Qu'il y ait une lutte pour le pouvoir dans tout couple, c'est une évidence. Cette lutte pour le pouvoir prend d'ailleurs de plus en plus de place au fur et à mesure que la phase de la passion ... passe. Que l'homme soit toujours celui qui détienne le pouvoir dans un couple, ça c'est une autre question. Si je me fie aux résultats de la recherche de Mme Turgeon, la réalité est probablement que ce pouvoir est aussi souvent détenu par les femmes que par les hommes. Chercher un coupable dans les conflits conjugaux ne fait qu'envenimer la situation et ne règle absolument rien. On pourrait se demander pourquoi Mme Turgeon refuse la conclusion de ses propres recherches? Il y a là matière à réflexion et à interprétation.
Les problèmes de communication dans le couple doivent être perçus comme si l'homme et la femme ne parlent pas le même langage, même si les deux utilisent la même langue: aimer ne se conjugue pas de la même façon au féminin et au masculin; une émotion ne recouvre pas la même réalité si l'on est homme ou si l'on est femme. Si l'homme se retire si souvent dans sa caverne, c'est qu'il ne se sent pas reçu, compris et respecté; si la femme critique tant, c'est qu'elle ne se sent pas reçue, comprise et respectée.

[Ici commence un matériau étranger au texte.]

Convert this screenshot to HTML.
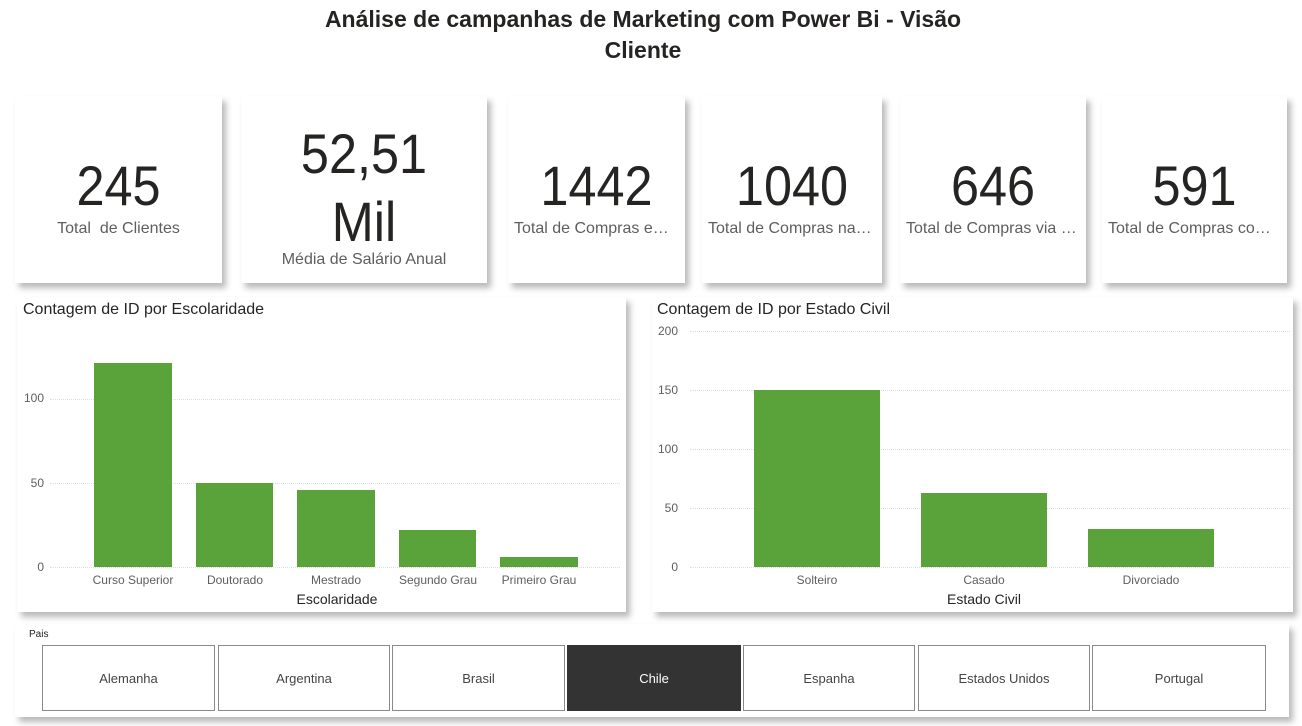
<!DOCTYPE html>
<html><head><meta charset="utf-8"><style>
*{margin:0;padding:0;box-sizing:border-box}
body{width:1302px;height:726px;background:#fff;position:relative;overflow:hidden;font-family:"Liberation Sans",sans-serif;color:#252423}
.a{position:absolute}
.card{position:absolute;background:#fff;box-shadow:4px 5px 6px rgba(0,0,0,.28)}
.num{position:absolute;left:0;right:0;text-align:center;font-family:"Liberation Sans",sans-serif;font-size:56px;color:#252423;line-height:1;transform:scaleX(.9)}
.lab{position:absolute;left:0;right:0;text-align:center;font-size:16px;color:#605e5c;white-space:nowrap;overflow:hidden;text-overflow:ellipsis;padding:0 6px}
.title{position:absolute;left:6px;top:4px;font-size:16px;color:#252423}
.bar{position:absolute;background:#5aa33b}
.yl{position:absolute;font-size:12px;color:#605e5c;text-align:right;width:30px}
.grid{position:absolute;border-top:1px dotted #ddd;height:0}
.xl{position:absolute;font-size:12px;color:#605e5c;text-align:center;width:110px}
.btn{position:absolute;top:645px;height:66px;border:1.5px solid #8a8a8a;background:#fff;font-size:13px;color:#444;display:flex;align-items:center;justify-content:center}
</style></head><body>
<div class="a" style="left:0;width:1302px;top:4px;text-align:center;font-size:23px;font-weight:bold;line-height:31px;padding-right:16px">Análise de campanhas de Marketing com Power Bi - Visão<br>Cliente</div>

<div class="card" style="left:15px;top:96px;width:207px;height:187px"><div class="num" style="top:62px">245</div><div class="lab" style="top:124px">Total&nbsp; de Clientes</div></div>
<div class="card" style="left:241px;top:96px;width:246px;height:187px"><div class="num" style="top:30px">52,51</div><div class="num" style="top:98px">Mil</div><div class="lab" style="top:155px">Média de Salário Anual</div></div>
<div class="card" style="left:508px;top:96px;width:177px;height:187px"><div class="num" style="top:62px">1442</div><div class="lab" style="top:124px">Total de Compras em Loja Física</div></div>
<div class="card" style="left:702px;top:96px;width:180px;height:187px"><div class="num" style="top:62px">1040</div><div class="lab" style="top:124px">Total de Compras na Web</div></div>
<div class="card" style="left:900px;top:96px;width:186px;height:187px"><div class="num" style="top:62px">646</div><div class="lab" style="top:124px">Total de Compras via Catálogo</div></div>
<div class="card" style="left:1102px;top:96px;width:185px;height:187px"><div class="num" style="top:62px">591</div><div class="lab" style="top:124px">Total de Compras com Desconto</div></div>

<div class="card" style="left:17px;top:297px;width:609px;height:315px"><div class="title">Contagem de ID por Escolaridade</div></div>
<div class="grid" style="left:50px;width:570px;top:399px"></div>
<div class="grid" style="left:50px;width:570px;top:483px"></div>
<div class="grid" style="left:50px;width:570px;top:567px"></div>
<div class="yl" style="left:14px;top:391px">100</div>
<div class="yl" style="left:14px;top:476px">50</div>
<div class="yl" style="left:14px;top:560px">0</div>
<div class="bar" style="left:94px;width:78px;top:363px;height:204px"></div>
<div class="bar" style="left:196px;width:77px;top:483px;height:84px"></div>
<div class="bar" style="left:297px;width:78px;top:490px;height:77px"></div>
<div class="bar" style="left:399px;width:77px;top:530px;height:37px"></div>
<div class="bar" style="left:500px;width:78px;top:557px;height:10px"></div>
<div class="xl" style="left:78px;top:573px">Curso Superior</div>
<div class="xl" style="left:180px;top:573px">Doutorado</div>
<div class="xl" style="left:281px;top:573px">Mestrado</div>
<div class="xl" style="left:383px;top:573px">Segundo Grau</div>
<div class="xl" style="left:484px;top:573px">Primeiro Grau</div>
<div class="a" style="left:237px;width:200px;text-align:center;top:591px;font-size:14px">Escolaridade</div>

<div class="card" style="left:652px;top:297px;width:641px;height:315px"><div class="title" style="left:5px">Contagem de ID por Estado Civil</div></div>
<div class="grid" style="left:690px;width:600px;top:331px"></div>
<div class="grid" style="left:690px;width:600px;top:390px"></div>
<div class="grid" style="left:690px;width:600px;top:449px"></div>
<div class="grid" style="left:690px;width:600px;top:508px"></div>
<div class="grid" style="left:690px;width:600px;top:567px"></div>
<div class="yl" style="left:648px;top:324px">200</div>
<div class="yl" style="left:648px;top:383px">150</div>
<div class="yl" style="left:648px;top:442px">100</div>
<div class="yl" style="left:648px;top:501px">50</div>
<div class="yl" style="left:648px;top:560px">0</div>
<div class="bar" style="left:754px;width:126px;top:390px;height:177px"></div>
<div class="bar" style="left:921px;width:126px;top:493px;height:74px"></div>
<div class="bar" style="left:1088px;width:126px;top:529px;height:38px"></div>
<div class="xl" style="left:762px;top:573px">Solteiro</div>
<div class="xl" style="left:929px;top:573px">Casado</div>
<div class="xl" style="left:1096px;top:573px">Divorciado</div>
<div class="a" style="left:884px;width:200px;text-align:center;top:591px;font-size:14px">Estado Civil</div>

<div class="card" style="left:15px;top:624px;width:1274px;height:93px"><div class="a" style="left:14px;top:5px;font-size:10px">Pais</div></div>
<div class="btn" style="left:42px;width:173px">Alemanha</div>
<div class="btn" style="left:218px;width:172px">Argentina</div>
<div class="btn" style="left:392px;width:173px">Brasil</div>
<div class="btn" style="left:567px;width:174px;background:#333;color:#fff;border-color:#333">Chile</div>
<div class="btn" style="left:743px;width:172px">Espanha</div>
<div class="btn" style="left:918px;width:172px">Estados Unidos</div>
<div class="btn" style="left:1092px;width:174px">Portugal</div>
</body></html>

Nous sommes égaux dans cette difficulté de comprendre l'autre et coresponsables de nos problèmes de communication. Si les hommes ne s'engagent pas à fond dans leurs relations amoureuses, c'est peut-être que les femmes sont trop envahissantes (complexe de la mante religieuse). La fuite du mâle cessera peut-être le jour ou la femelle cessera de le poursuivre. Les deux éviteront le cercle vicieux poursuite -retrait lorsque les deux comprendront les différences de nature entre l'homme et la femme, les accepteront et apprendront à mieux les gérer et cesseront d'accuser l'autre d'être le responsable du conflit.